La difficoltà principale è la perdita di senso della trascendenza. Faccio qui ricorso a una concezione ampia ma anche radicale di tale termine. A venire soffocata è la possibilità stessa di pensare oltre un piano della realtà che si presenta come grigio compimento della storia: una storia che non ha più niente da dire, in cui ogni speranza è cinicamente ridotta a follia da deridere. Le sfide in ambito teoretico, pratico e teologico possono trovare nello “spirito” un punto di intersezione. Anche se accolto da prospettive differenti, laiche o religiose, filosofiche e/o teologiche, nello “spirito” le donne e gli uomini hanno una possibilità di nominare – e quindi di riconoscere, di pensare e coltivare – quell’attività libera e creativa che è vita, relazionalità, progetto, processo dinamico che spinge al di là della rassegnazione, che mette in discussione lo status quo e lo oltrepassa.
Come vede il rapporto tra l’esperienza spirituale personale e la dimensione comunitaria (della fede, ma anche della società)?

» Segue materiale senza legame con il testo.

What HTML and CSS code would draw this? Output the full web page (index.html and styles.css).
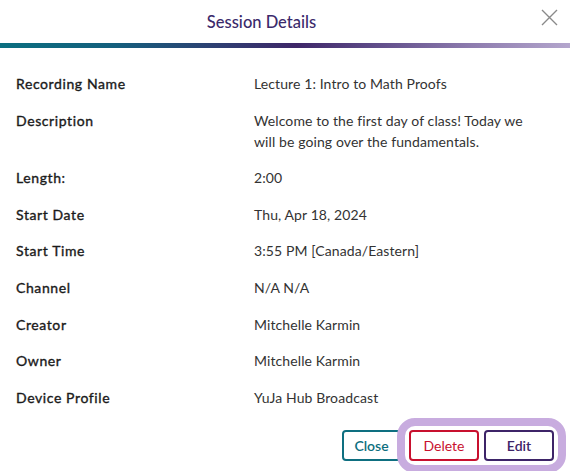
FILE: index.html
```html
<!DOCTYPE html>
<html>
<head>
<meta charset="utf-8">
<link rel="stylesheet" href="styles.css">
</head>
<body>
<div class="modal">
  <header class="modal-header">
    <h1 class="modal-title">Session Details</h1>
    <button class="close-x" aria-label="Close">
      <svg width="17" height="17" viewBox="0 0 17 17"><path d="M1 1L16 16M16 1L1 16" stroke="#8a8a8a" stroke-width="1.4" fill="none"/></svg>
    </button>
  </header>
  <div class="gradient-bar"></div>
  <dl class="details">
    <dt>Recording Name</dt><dd>Lecture 1: Intro to Math Proofs</dd>
    <dt>Description</dt><dd>Welcome to the first day of class! Today we will be going over the fundamentals.</dd>
    <dt>Length:</dt><dd>2:00</dd>
    <dt>Start Date</dt><dd>Thu, Apr 18, 2024</dd>
    <dt>Start Time</dt><dd>3:55 PM [Canada/Eastern]</dd>
    <dt>Channel</dt><dd>N/A N/A</dd>
    <dt>Creator</dt><dd>Mitchelle Karmin</dd>
    <dt>Owner</dt><dd>Mitchelle Karmin</dd>
    <dt>Device Profile</dt><dd>YuJa Hub Broadcast</dd>
  </dl>
  <footer class="modal-footer">
    <button class="btn btn-close">Close</button>
    <div class="highlight">
      <button class="btn btn-delete">Delete</button>
      <button class="btn btn-edit">Edit</button>
    </div>
  </footer>
</div>
</body>
</html>
```
FILE: styles.css
```css
* { box-sizing: border-box; }
html, body { margin: 0; padding: 0; background: #fff; }
body { font-family: Lato, "Open Sans", sans-serif; color: #2b2b2b; width: 570px; height: 471px; overflow: hidden; }
.modal { width: 570px; }
.modal-header { height: 43px; display: flex; align-items: center; justify-content: center; position: relative; padding-right: 47px; }
.modal-title { margin: 0; font-size: 16.5px; font-weight: 500; color: #3b2a6b; padding-top: 1px; }
.close-x { position: absolute; right: 12px; top: 9px; background: none; border: 0; padding: 0; width: 17px; height: 17px; cursor: pointer; }
.close-x svg { display: block; }
.gradient-bar { height: 5px; background: linear-gradient(90deg, #0b6f80 0%, #145f7d 20%, #2e3f72 38%, #3e2668 52%, #5d4a87 65%, #8c7aad 82%, #b4a6cd 100%); }
.details { margin: 0; padding: 25px 16px 0 16px; display: grid; grid-template-columns: 238px 1fr; row-gap: 15.6px; font-size: 14px; line-height: 21px; }
.details dt { font-weight: 400; color: #1a1a1a; letter-spacing: 0.6px; -webkit-text-stroke: 0.35px #1a1a1a; }
.details dd { margin: 0; color: #333; font-weight: 400; max-width: 290px; letter-spacing: 0.1px; }
.modal-footer { display: flex; justify-content: flex-end; align-items: center; padding: 10px 4px 0 0; }
.highlight { display: flex; gap: 5px; padding: 4px; border: 8px solid #c8acdf; border-radius: 18px; background: #fff; margin-left: -4px; }
.btn { font-family: Lato, "Open Sans", sans-serif; font-size: 14px; height: 31px; background: #fff; border: 2px solid; border-radius: 4px; padding: 0 10px; cursor: pointer; }
.btn-close { color: #0e6f80; border-color: #0e6f80; width: 59px; font-weight: 600; }
.btn-delete { color: #c8102e; border-color: #c8102e; width: 70px; font-weight: 400; }
.btn-edit { color: #3d2468; border-color: #3d2468; width: 70px; font-weight: 600; }
```
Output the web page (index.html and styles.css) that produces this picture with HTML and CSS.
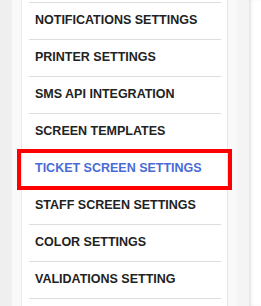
FILE: index.html
```html
<!DOCTYPE html>
<html>
<head>
<meta charset="utf-8">
<link rel="stylesheet" href="styles.css">
</head>
<body>
<div class="page">
  <div class="gutter"></div>
  <aside class="sidebar">
    <div class="card">
      <ul class="menu">
        <li class="item">NOTIFICATIONS SETTINGS</li>
        <li class="item">PRINTER SETTINGS</li>
        <li class="item">SMS API INTEGRATION</li>
        <li class="item">SCREEN TEMPLATES</li>
        <li class="item active">TICKET SCREEN SETTINGS<span class="highlight"></span></li>
        <li class="item">STAFF SCREEN SETTINGS</li>
        <li class="item">COLOR SETTINGS</li>
        <li class="item">VALIDATIONS SETTING</li>
      </ul>
    </div>
  </aside>
  <div class="spacer"></div>
  <main class="main"></main>
</div>
</body>
</html>
```

FILE: styles.css
```css
html, body {
  margin: 0;
  padding: 0;
  height: 100%;
  overflow: hidden;
}
body {
  font-family: "Liberation Sans", Arial, sans-serif;
  background: #efefef;
}
.page {
  display: flex;
  height: 306px;
}
.gutter {
  width: 12px;
  flex: none;
  background: #efefef;
}
.sidebar {
  flex: none;
  display: flex;
  background: #f9f9f9;
  padding-left: 9px;
  width: 216px;
}
.card {
  width: 207px;
  flex: none;
  background: #fff;
  border-left: 1px solid #e9e9e9;
  border-right: 1px solid #e6e6e6;
  padding: 2px 6px 0 7px;
  box-sizing: border-box;
}
.menu {
  list-style: none;
  margin: 0;
  padding: 0;
  border-top: 1px solid #dedede;
}
.item {
  position: relative;
  height: 37px;
  line-height: 34px;
  padding: 0 0 2px 6px;
  box-sizing: border-box;
  border-bottom: 1px solid #dedede;
  font-size: 12.5px;
  font-weight: bold;
  color: #222;
  white-space: nowrap;
}
.item.active {
  color: #4a6bd6;
}
.highlight {
  position: absolute;
  left: -12px;
  top: -2px;
  width: 215px;
  height: 41px;
  box-sizing: border-box;
  border: 4px solid #ff0000;
}
.spacer {
  width: 12px;
  flex: none;
  background: #f4f4f4;
}
.main {
  flex: 1;
  background: #fff;
  box-shadow: inset 3px 0 3px -1px #e4e4e4;
}
```
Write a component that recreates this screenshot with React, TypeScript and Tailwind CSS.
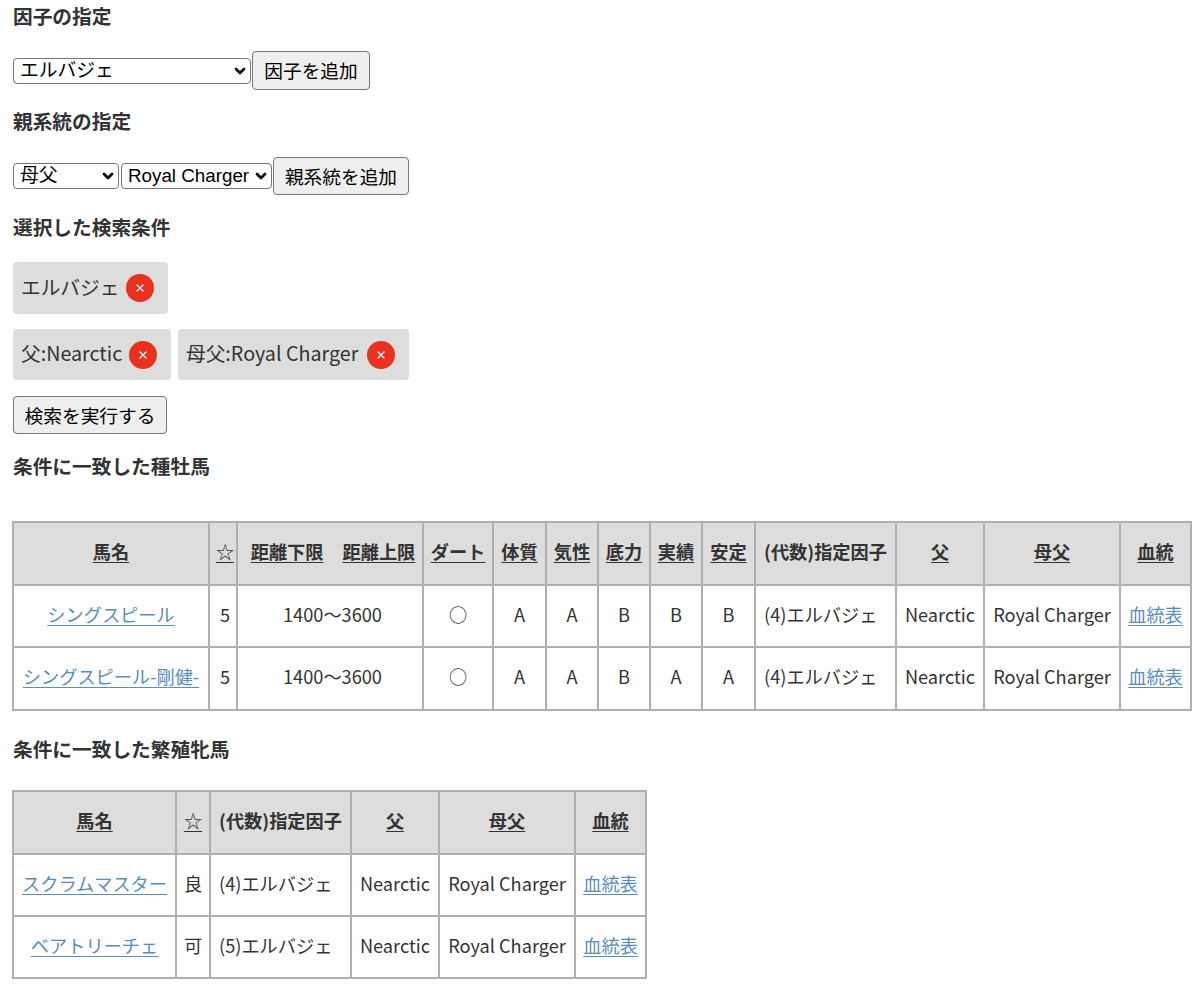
import { ChevronDown, X } from 'lucide-react';

const jp = '[font-family:"Noto_Sans_CJK_JP","Noto_Sans",sans-serif]';

function Heading({ children, className = '' }: { children: React.ReactNode; className?: string }) {
  return <h2 className={`h-[34px] text-[19.7px] leading-[32px] font-bold text-[#333] ${className}`}>{children}</h2>;
}

function Picker({ value, width }: { value: string; width: string }) {
  return (
    <div className={`relative h-[26px] ${width}`}>
      <select
        defaultValue={value}
        className="h-full w-full appearance-none rounded-[4px] border border-[#767676] bg-white pl-[6px] text-[18.8px] leading-[24px] text-black [font-family:'Liberation_Sans','Noto_Sans_CJK_JP',sans-serif]"
      >
        <option>{value}</option>
      </select>
      <ChevronDown size={16} strokeWidth={4} className="pointer-events-none absolute top-[5px] right-[3px] text-black" />
    </div>
  );
}

function Btn({ children, className = '' }: { children: React.ReactNode; className?: string }) {
  return (
    <button className={`rounded-[4px] border border-[#767676] bg-[#efefef] text-[18.7px] leading-none text-black ${className}`}>
      {children}
    </button>
  );
}

function Chip({ label, width }: { label: string; width: string }) {
  return (
    <div className={`flex items-center justify-between rounded-[4px] bg-[#dddddd] pr-[14px] pl-[8px] ${width}`}>
      <span className="-mt-[3px] text-[19.7px] whitespace-nowrap text-[#333]">{label}</span>
      <span className="flex h-[28px] w-[28px] items-center justify-center rounded-full bg-[#e8321f]">
        <X size={12} strokeWidth={2.6} className="text-white" />
      </span>
    </div>
  );
}

const Link = ({ children }: { children: React.ReactNode }) => (
  <a href="#" className="text-[#5b8cc0] underline underline-offset-[3px]">{children}</a>
);

const thBase = 'border-2 border-[#b0b0b0] bg-[#dddddd] p-0 pb-[3px] text-center text-[18.2px] font-bold whitespace-nowrap text-[#333]';
const th = `${thBase} underline underline-offset-[3px]`;
const td = 'border-2 border-[#b0b0b0] p-0 pb-[3px] text-center text-[18.2px] whitespace-nowrap text-[#333]';

const studs = [
  { name: 'シングスピール', star: '5', dart: '○', a: 'A', b: 'A', c: 'B', d: 'B', e: 'B', factor: '(4)エルバジェ' },
  { name: 'シングスピール-剛健-', star: '5', dart: '○', a: 'A', b: 'A', c: 'B', d: 'A', e: 'A', factor: '(4)エルバジェ' },
];

const mares = [
  { name: 'スクラムマスター', star: '良', factor: '(4)エルバジェ' },
  { name: 'ベアトリーチェ', star: '可', factor: '(5)エルバジェ' },
];

export default function App() {
  return (
    <div className={`min-h-[992px] bg-white px-[13px] ${jp}`}>
      <Heading>因子の指定</Heading>
      <div className="mt-[17px] flex h-[39px] items-center">
        <Picker value="エルバジェ" width="w-[238px]" />
        <Btn className="ml-[1px] h-[39px] w-[118px]">因子を追加</Btn>
      </div>

      <Heading className="mt-[15px]">親系統の指定</Heading>
      <div className="mt-[18px] flex h-[38px] items-center">
        <Picker value="母父" width="w-[106px]" />
        <div className="ml-[2px]"><Picker value="Royal Charger" width="w-[151px]" /></div>
        <Btn className="ml-[1px] h-[38px] w-[136px]">親系統を追加</Btn>
      </div>

      <Heading className="mt-[16px]">選択した検索条件</Heading>
      <div className="mt-[17px] flex h-[52px]">
        <Chip label="エルバジェ" width="w-[155px]" />
      </div>
      <div className="mt-[15px] flex h-[51px] gap-[7px]">
        <Chip label="父:Nearctic" width="w-[158px]" />
        <Chip label="母父:Royal Charger" width="w-[231px]" />
      </div>
      <Btn className="mt-[16px] block h-[38px] w-[154px]">検索を実行する</Btn>

      <Heading className="mt-[16px]">条件に一致した種牡馬</Heading>
      <table className="mt-[37px] -ml-px w-[1178px] table-fixed border-collapse">
        <colgroup>
          <col className="w-[196px]" /><col className="w-[28px]" /><col className="w-[186px]" /><col className="w-[70px]" />
          <col className="w-[53px]" /><col className="w-[52px]" /><col className="w-[52px]" /><col className="w-[52px]" />
          <col className="w-[53px]" /><col className="w-[141px]" /><col className="w-[88px]" /><col className="w-[136px]" />
          <col className="w-[71px]" />
        </colgroup>
        <thead>
          <tr className="h-[63px]">
            <th className={th}>馬名</th>
            <th className={`${thBase} pl-[4px] font-normal underline underline-offset-[3px]`}>☆</th>
            <th className={`${th} pl-[6px]`}>距離下限<span className="inline-block w-[19px]" />距離上限</th>
            <th className={th}>ダート</th>
            <th className={th}>体質</th>
            <th className={th}>気性</th>
            <th className={th}>底力</th>
            <th className={th}>実績</th>
            <th className={th}>安定</th>
            <th className={thBase}>(代数)指定因子</th>
            <th className={th}>父</th>
            <th className={th}>母父</th>
            <th className={th}>血統</th>
          </tr>
        </thead>
        <tbody>
          {studs.map((row, index) => (
            <tr key={row.name} className={index === 0 ? 'h-[62px]' : 'h-[63px]'}>
              <td className={td}><Link>{row.name}</Link></td>
              <td className={`${td} pl-[4px]`}>{row.star}</td>
              <td className={`${td} pl-[5px]`}>1400〜3600</td>
              <td className={td}>{row.dart}</td>
              <td className={td}>{row.a}</td>
              <td className={td}>{row.b}</td>
              <td className={td}>{row.c}</td>
              <td className={td}>{row.d}</td>
              <td className={td}>{row.e}</td>
              <td className={`${td} pl-[8px] text-left`}>{row.factor}</td>
              <td className={td}>Nearctic</td>
              <td className={td}>Royal Charger</td>
              <td className={td}><Link>血統表</Link></td>
            </tr>
          ))}
        </tbody>
      </table>

      <Heading className="mt-[22px]">条件に一致した繁殖牝馬</Heading>
      <table className="mt-[23px] -ml-px w-[633px] table-fixed border-collapse">
        <colgroup>
          <col className="w-[163px]" /><col className="w-[34px]" /><col className="w-[141px]" /><col className="w-[88px]" />
          <col className="w-[136px]" /><col className="w-[71px]" />
        </colgroup>
        <thead>
          <tr className="h-[63px]">
            <th className={th}>馬名</th>
            <th className={`${thBase} font-normal underline underline-offset-[3px]`}>☆</th>
            <th className={thBase}>(代数)指定因子</th>
            <th className={th}>父</th>
            <th className={th}>母父</th>
            <th className={th}>血統</th>
          </tr>
        </thead>
        <tbody>
          {mares.map((row) => (
            <tr key={row.name} className="h-[62px]">
              <td className={td}><Link>{row.name}</Link></td>
              <td className={td}>{row.star}</td>
              <td className={`${td} pl-[8px] text-left`}>{row.factor}</td>
              <td className={td}>Nearctic</td>
              <td className={td}>Royal Charger</td>
              <td className={td}><Link>血統表</Link></td>
            </tr>
          ))}
        </tbody>
      </table>
    </div>
  );
}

Interrogandosi sul manifestarsi dello Spirito di Dio nello spirito dell’uomo, Paul Tillich ne individua il contenuto nella fede e nell’amore, osservando che «la fede è lo stato di essere afferrati dall’unità trascendente della vita senza ambiguità e comprende l’amore in quanto stato dell’essere trasportati in quell’unità» (Teologia sistematica, III, Torino 2003, p. 142). E ogni vissuto in cui fede e amore siano esperiti con autenticità è intrinsecamente relazionale. Se individualità e ineffabilità sono tratti propri dell’esperienza spirituale personale, che quest’ultima possa farsi amore apre a possibilità di costruzione di forme inedite di connessione e comunicazione. Un esempio è offerto dalle molte esperienze carismatiche, che danno parola a chi non l’aveva, e tessono nuove comunità dove mancavano. Il leghein, che è unire, raccogliere, dà luogo al logos. Ci si può chiedere in che misura ciò possa risuonare anche in una prospettiva laica. Ma una sfida oggi è proprio riconoscere terreni comuni di cammino e riflessione dialogica, anche al netto e nel rispetto di tradizioni differenti: la polivocità del termine “spirito” consente di tracciare piste di ricerca privilegiate. Mi piace richiamare un celebre momento della riflessione di Max Horkheimer, in cui viene colta nella teologia quella «speranza che, nonostante questa ingiustizia, che caratterizza il mondo, non possa avvenire che l’ingiustizia possa essere l’ultima parola» (La nostalgia del totalmente Altro, Brescia 2001, pp. 74-75). In questo senso è evidentemente un ordine del discorso che riguarda tutte e tutti.
C’è un aspetto della comprensione dello Spirito che, secondo lei, meriterebbe maggiore attenzione nella riflessione teologica e/o filosofica?
Sono ormai numerose le voci che, sin dal secolo scorso, si alzano a denunciare il carattere totalitario e distruttivo che ha assunto la razionalità strumentale, oggi dominante. Come sue vittime cadono la speranza nel futuro, una ricerca credibile di significato, il senso della totalità. La prospettiva stessa della centralità dello “spirito”, inteso tanto filosoficamente quanto teologicamente, rappresenta la possibilità di recuperare la radice affettiva della ragione, di valorizzare l’intelligenza nella sua multidimensionalità, di alzare lo sguardo oltre la muta legalità del qui e ora. È la via per restituire all’umanità la sua costitutiva apertura all’altro, all’ulteriore, all’oltre. Spirito significa allora anche la condizione di esistenza di un umanesimo consapevole dei propri limiti, e che tuttavia sa sporgersi con cura, fiducia e meraviglia oltre di essi.